Fri Mar 13, 2015, 01:49 PM
Mar 2015

All elections. Perhaps private money should be disallowed in them as well, haha.

daredtowork

(3,732 posts)
2. I wanted very much to comment on budget allocation
Fri Mar 13, 2015, 03:47 PM
Mar 2015

Last edited Fri Mar 13, 2015, 08:21 PM - Edit history (1)

While the commission itself is diverse, and I was grateful to see their grasp on the importance of meals programs, their knowledge of programs beyond that level is hazy at best. The whole reason there is a "commission" beyond the City Council is that they are supposed to be the experts. They should do the legwork and investigate.

The really gentrified (with a Berkeley twist) aspect of the City budget is the emphasis on acupuncture in several programs. Now I understand why I'm always being pushed into acupuncture for pain management. But is this coming at the expense of other needs of the local medical programs?
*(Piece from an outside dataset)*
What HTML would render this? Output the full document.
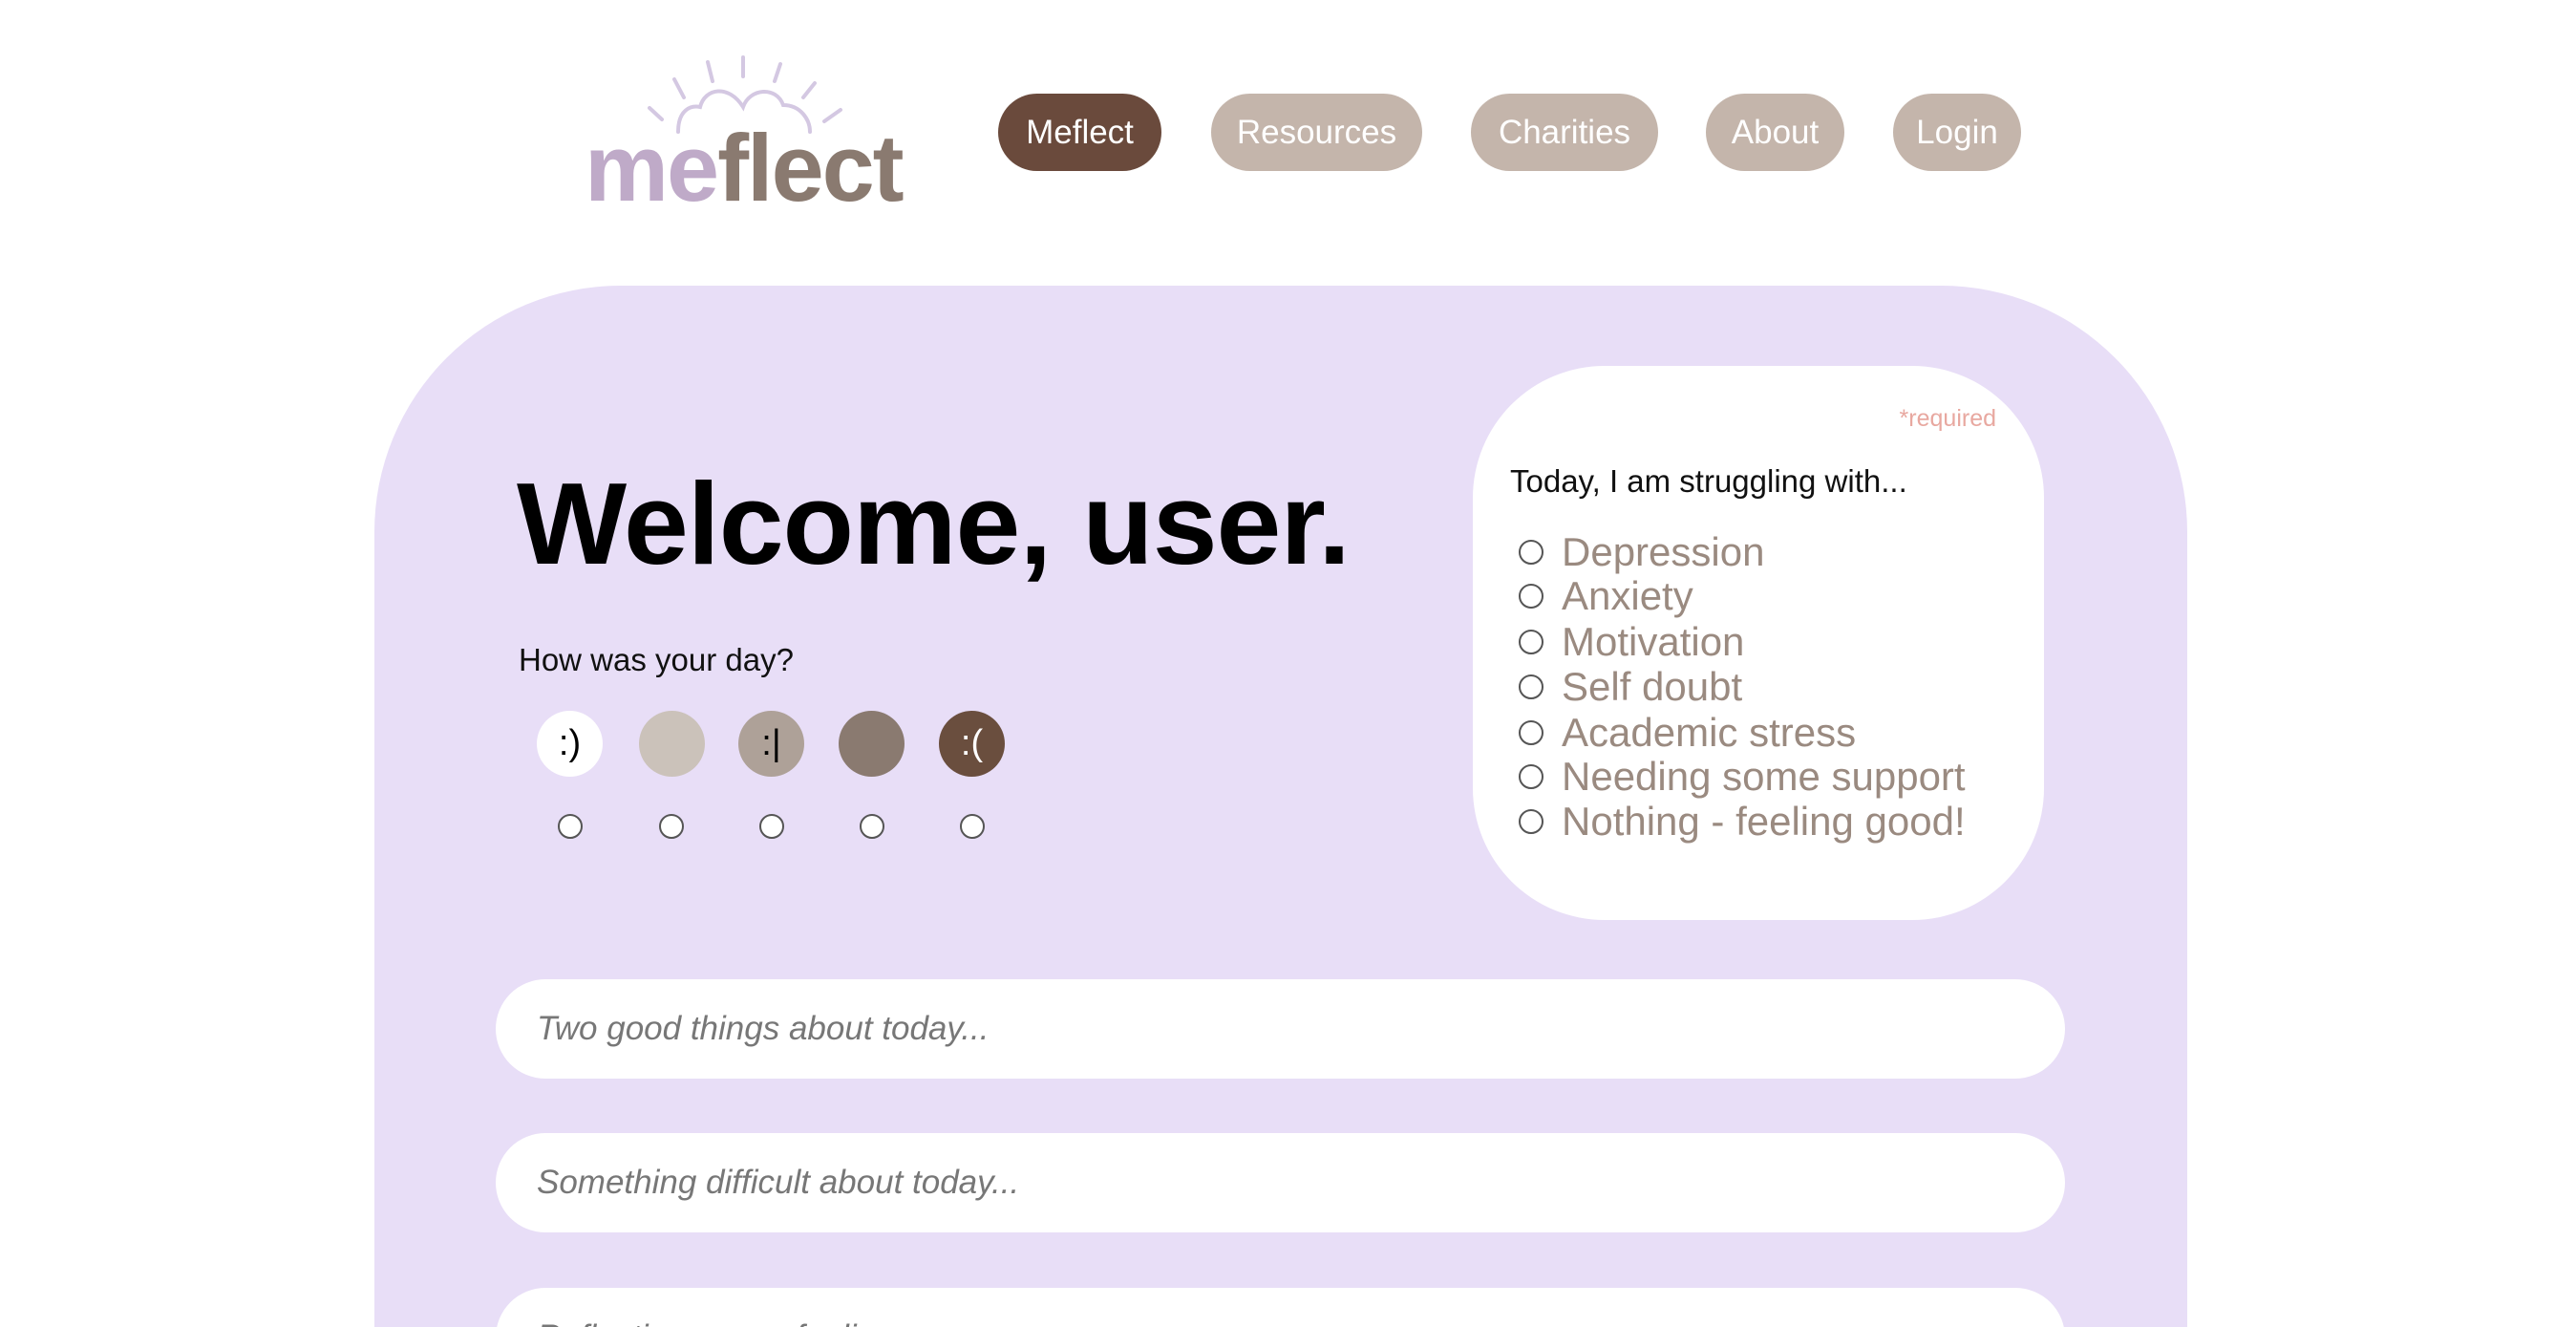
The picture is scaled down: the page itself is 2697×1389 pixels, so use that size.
<!DOCTYPE html>
<html><head><meta charset="utf-8"><style>
*{margin:0;padding:0;box-sizing:border-box}
html,body{width:2697px;height:1389px;overflow:hidden}
body{background:#fff;font-family:"Liberation Sans",sans-serif;position:relative}
.abs{position:absolute}
.logo{left:612px;top:126px;font-size:99px;font-weight:bold;letter-spacing:-2px;line-height:1}
.pill{position:absolute;top:98px;height:81px;border-radius:41px;background:#c4b5ab;color:#fff;font-size:35px;display:flex;align-items:center;justify-content:center}
.panel{left:392px;top:299px;width:1898px;height:1090px;background:#e8def7;border-radius:258px 258px 0 0}
.circ{position:absolute;top:744px;width:69px;height:69px;border-radius:50%;display:flex;align-items:center;justify-content:center;font-size:38px}
.rad{position:absolute;width:26px;height:26px;border-radius:50%;border:2px solid #555;background:#fff}
.box{left:1542px;top:383px;width:598px;height:580px;background:#fff;border-radius:138px}
.opt{position:absolute;left:1635px;font-size:42px;color:#9a8a80;line-height:1}
.inp{position:absolute;left:519px;width:1643px;height:104px;background:#fff;border-radius:52px;font-size:35px;font-style:italic;color:#777;padding-left:43px;display:flex;align-items:center}
</style></head><body>
<svg class="abs" style="left:613px;top:50px" width="300" height="100" viewBox="0 0 300 100">
<g stroke="#d4c8e2" stroke-width="4" fill="none" stroke-linecap="round">
<path d="M67 63 L80 75"/><path d="M93 33 L103 52"/><path d="M128 15 L133 35"/><path d="M165 10 L165 30"/><path d="M204 17 L198 35"/><path d="M240 37 L228 52"/><path d="M267 65 L250 77"/>
<path d="M97 88 C97 65 110 60 120 62 C125 42 150 38 165 62 C172 42 200 40 207 60 C225 60 235 75 235 88"/>
</g></svg>
<div class="abs logo"><span style="color:#bfaac8">me</span><span style="color:#8a7a70">flect</span></div>
<div class="pill" style="left:1045px;width:171px;background:#6a4a3c">Meflect</div>
<div class="pill" style="left:1268px;width:221px">Resources</div>
<div class="pill" style="left:1540px;width:196px">Charities</div>
<div class="pill" style="left:1786px;width:145px">About</div>
<div class="pill" style="left:1982px;width:134px">Login</div>
<div class="abs panel"></div>
<div class="abs" style="left:541px;top:478px;font-size:122px;font-weight:bold;color:#000;letter-spacing:-1px">Welcome, user.</div>
<div class="abs" style="left:543px;top:672px;font-size:33px;color:#111">How was your day?</div>
<div class="circ" style="left:562px;background:#fff;color:#000">:)</div>
<div class="circ" style="left:669px;background:#cbc2ba"></div>
<div class="circ" style="left:773px;background:#aea198;color:#000">:|</div>
<div class="circ" style="left:878px;background:#8a7a70"></div>
<div class="circ" style="left:983px;background:#6a4e3e;color:#fff">:(</div>
<div class="rad" style="left:584px;top:852px"></div>
<div class="rad" style="left:690px;top:852px"></div>
<div class="rad" style="left:795px;top:852px"></div>
<div class="rad" style="left:900px;top:852px"></div>
<div class="rad" style="left:1005px;top:852px"></div>
<div class="abs box"></div>
<div class="abs" style="left:1967px;top:424px;width:123px;text-align:right;font-size:25px;color:#e8a8a0">*required</div>
<div class="abs" style="left:1581px;top:485px;font-size:33px;color:#111">Today, I am struggling with...</div>
<div class="rad" style="left:1590px;top:565px"></div><div class="opt" style="top:557px">Depression</div>
<div class="rad" style="left:1590px;top:611px"></div><div class="opt" style="top:603px">Anxiety</div>
<div class="rad" style="left:1590px;top:659px"></div><div class="opt" style="top:651px">Motivation</div>
<div class="rad" style="left:1590px;top:706px"></div><div class="opt" style="top:698px">Self doubt</div>
<div class="rad" style="left:1590px;top:754px"></div><div class="opt" style="top:746px">Academic stress</div>
<div class="rad" style="left:1590px;top:800px"></div><div class="opt" style="top:792px">Needing some support</div>
<div class="rad" style="left:1590px;top:847px"></div><div class="opt" style="top:839px">Nothing - feeling good!</div>
<div class="inp" style="top:1025px">Two good things about today...</div>
<div class="inp" style="top:1186px">Something difficult about today...</div>
<div class="inp" style="top:1348px">Reflection on my feelings...</div>
</body></html>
The last time I tried to call to remake an appointment that had been summarily canceled, the phone wait time was 68 minutes! There also aren't enough primary care doctors: that triple book for 15 minute appointments, and patients with complex conditions can only bring up one symptom after 2 months of waiting. Doctors can run 2-3 hours late under these impossible conditions.

The thing I wanted to point out to the commission was how their funding was narrowly defined. They were funding programs for people with diabetes, senior citizens, acupuncture clinic, etc. While extra attention to those patients was now funded, patients who did not fit those criteria were falling through the cracks.

The patients that are shafted in this situation are patients under age 65 with complex or multiple conditions. These patients suffer from profound medical neglect verging on malpractice. I have lost part of my eyesight, spent an unnecessary amount of time dragging myself around in pain, hung out out in the welfare system when I should have been on SSI, spent a lot of time in the ER that should have been handled at the clinic level, and almost died *at a City Council meeting* last month because I have a rare genetic disorder mixed with other medical problems - a complex condition. What I need is case management. But it's been hard for my clinic to offer that too me since its not in any budget. From time to time nurses and one community outreach coordinator has tried to knit my situation together on their own time.

I'm sure I'm not the only person in Berkeley under age 65 with a complex condition. There needs to be program funding to cover case management, though. I could answer a lot of questions about people in my situation if the Human Welfare Commission had wanted to know.